▸ **GOAL**
Scan the data below and pick out the lines containing the word "components".

▸ **DATA SEGMENT**

^^^^

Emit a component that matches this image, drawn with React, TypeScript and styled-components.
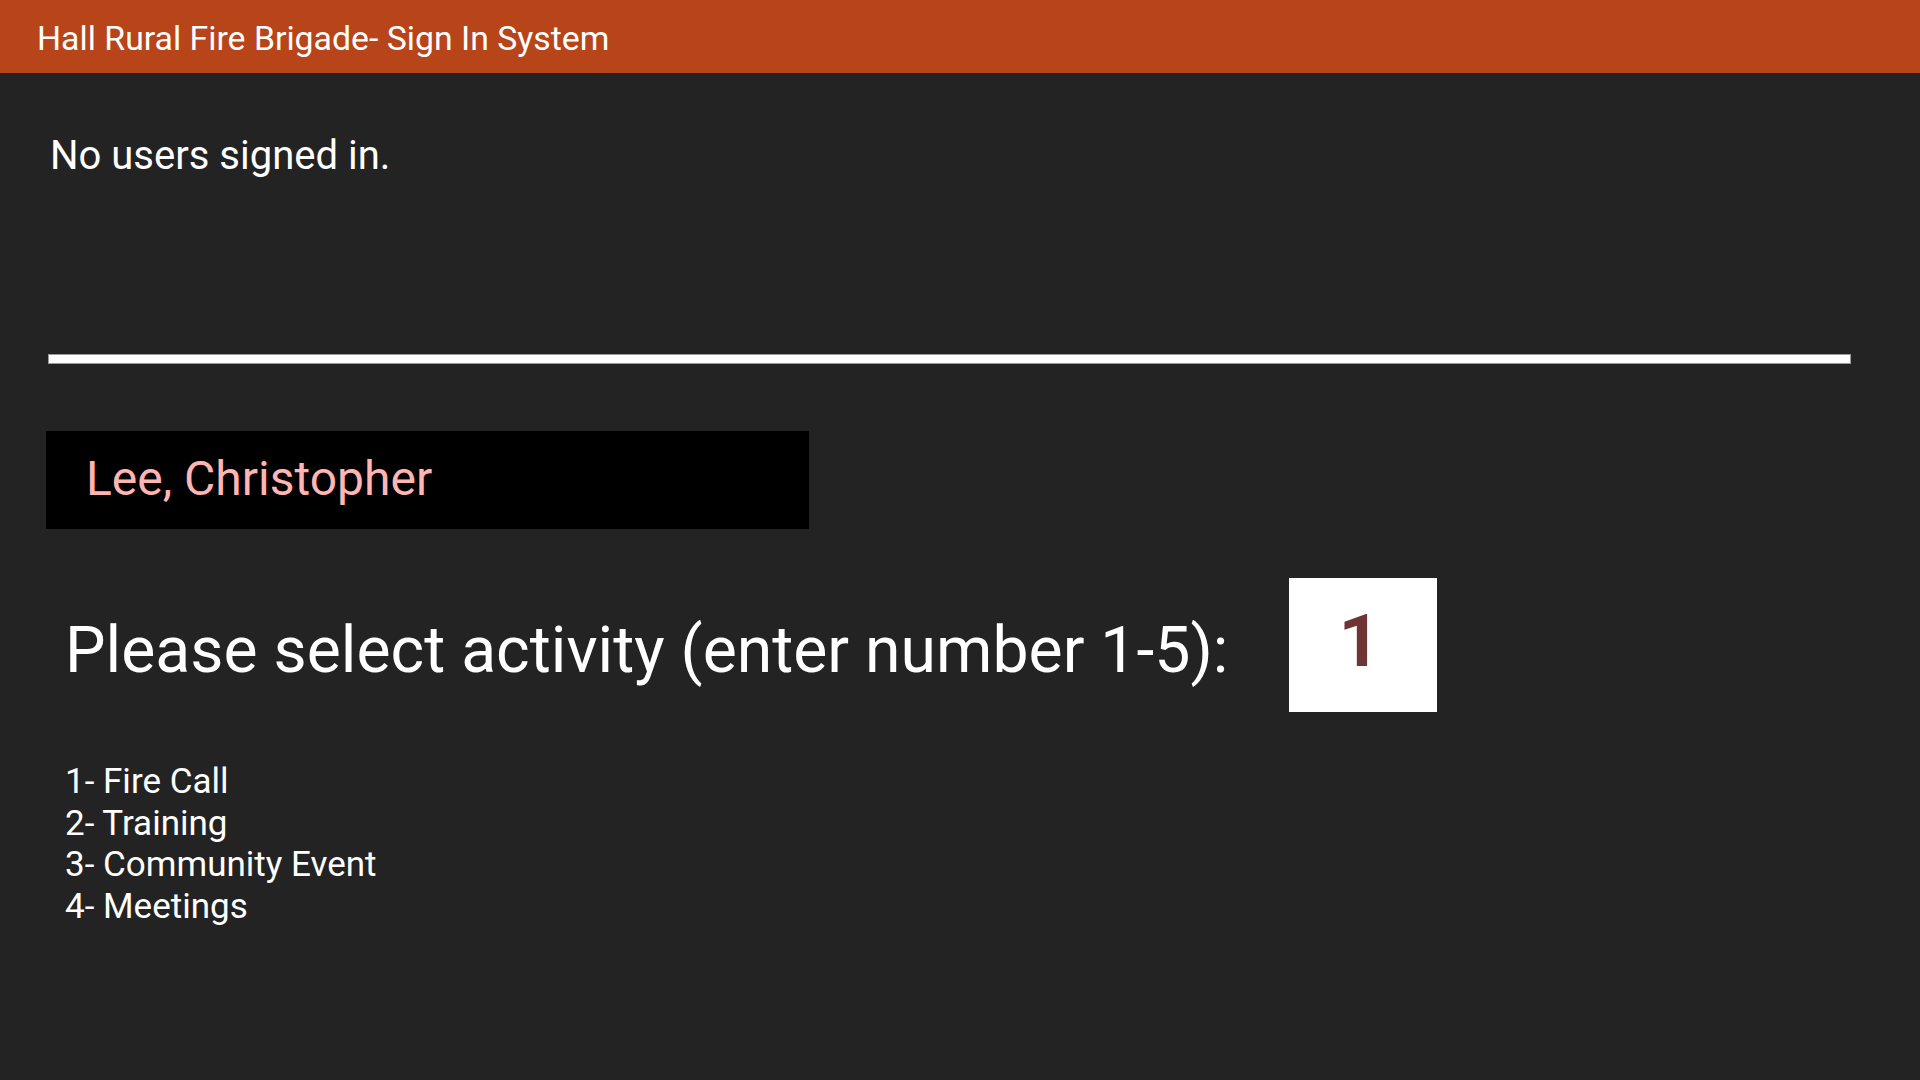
import React from "react";
import styled, { createGlobalStyle } from "styled-components";

const GlobalStyle = createGlobalStyle`
  html, body {
    margin: 0;
    padding: 0;
    background: #232323;
    font-family: Roboto, "Noto Sans", Arial, sans-serif;
    color: #ffffff;
  }
  #root {
    min-height: 1080px;
    background: #232323;
  }
`;

const Header = styled.header`
  height: 73px;
  background: #b8441a;
  display: flex;
  align-items: center;
  padding-left: 37px;
  padding-top: 3px;
  box-sizing: border-box;
`;

const Title = styled.h1`
  margin: 0;
  font-size: 33.8px;
  font-weight: 400;
  color: #ffffff;
`;

const Main = styled.main`
  padding-left: 46px;
`;

const SignedInPanel = styled.section`
  height: 281px;
  box-sizing: border-box;
  padding-top: 59px;
  padding-left: 4px;
`;

const StatusText = styled.p`
  margin: 0;
  font-size: 40px;
  line-height: normal;
`;

const Divider = styled.div`
  margin-left: 2px;
  width: 1803px;
  height: 10px;
  box-sizing: border-box;
  background: #ffffff;
  border: 1px solid #9a9a9a;
`;

const NameBox = styled.div`
  margin-top: 67px;
  width: 763px;
  height: 98px;
  background: #000000;
  display: flex;
  align-items: center;
  padding-left: 40px;
  box-sizing: border-box;
  font-size: 48px;
  color: #ffb5b2;
  padding-bottom: 3px;
`;

const PromptRow = styled.div`
  margin-top: 49px;
  display: flex;
  align-items: center;
  padding-left: 19px;
`;

const Prompt = styled.span`
  font-size: 64.3px;
  line-height: normal;
  padding-top: 9px;
`;

const NumberBox = styled.div`
  margin-left: 61px;
  width: 148px;
  height: 134px;
  background: #ffffff;
  display: flex;
  align-items: center;
  justify-content: center;
  font-size: 73px;
  font-weight: 700;
  color: #6f3434;
  padding-right: 8px;
  padding-bottom: 8px;
  box-sizing: border-box;
`;

const ActivityList = styled.ul`
  list-style: none;
  margin: 49px 0 0 0;
  padding-left: 19px;
`;

const ActivityItem = styled.li`
  font-size: 35px;
  line-height: 41.7px;
`;

const activities = ["1- Fire Call", "2- Training", "3- Community Event", "4- Meetings"];

export default function App() {
  return (
    <>
      <GlobalStyle />
      <Header>
        <Title>Hall Rural Fire Brigade- Sign In System</Title>
      </Header>
      <Main>
        <SignedInPanel>
          <StatusText>No users signed in.</StatusText>
        </SignedInPanel>
        <Divider />
        <NameBox>Lee, Christopher</NameBox>
        <PromptRow>
          <Prompt>Please select activity (enter number 1-5):</Prompt>
          <NumberBox>1</NumberBox>
        </PromptRow>
        <ActivityList>
          {activities.map((a) => (
            <ActivityItem key={a}>{a}</ActivityItem>
          ))}
        </ActivityList>
      </Main>
    </>
  );
}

^^^^

▸ **ANSWER**
Emit a component that matches this image, drawn with React, TypeScript and styled-components.
import styled, { createGlobalStyle } from "styled-components";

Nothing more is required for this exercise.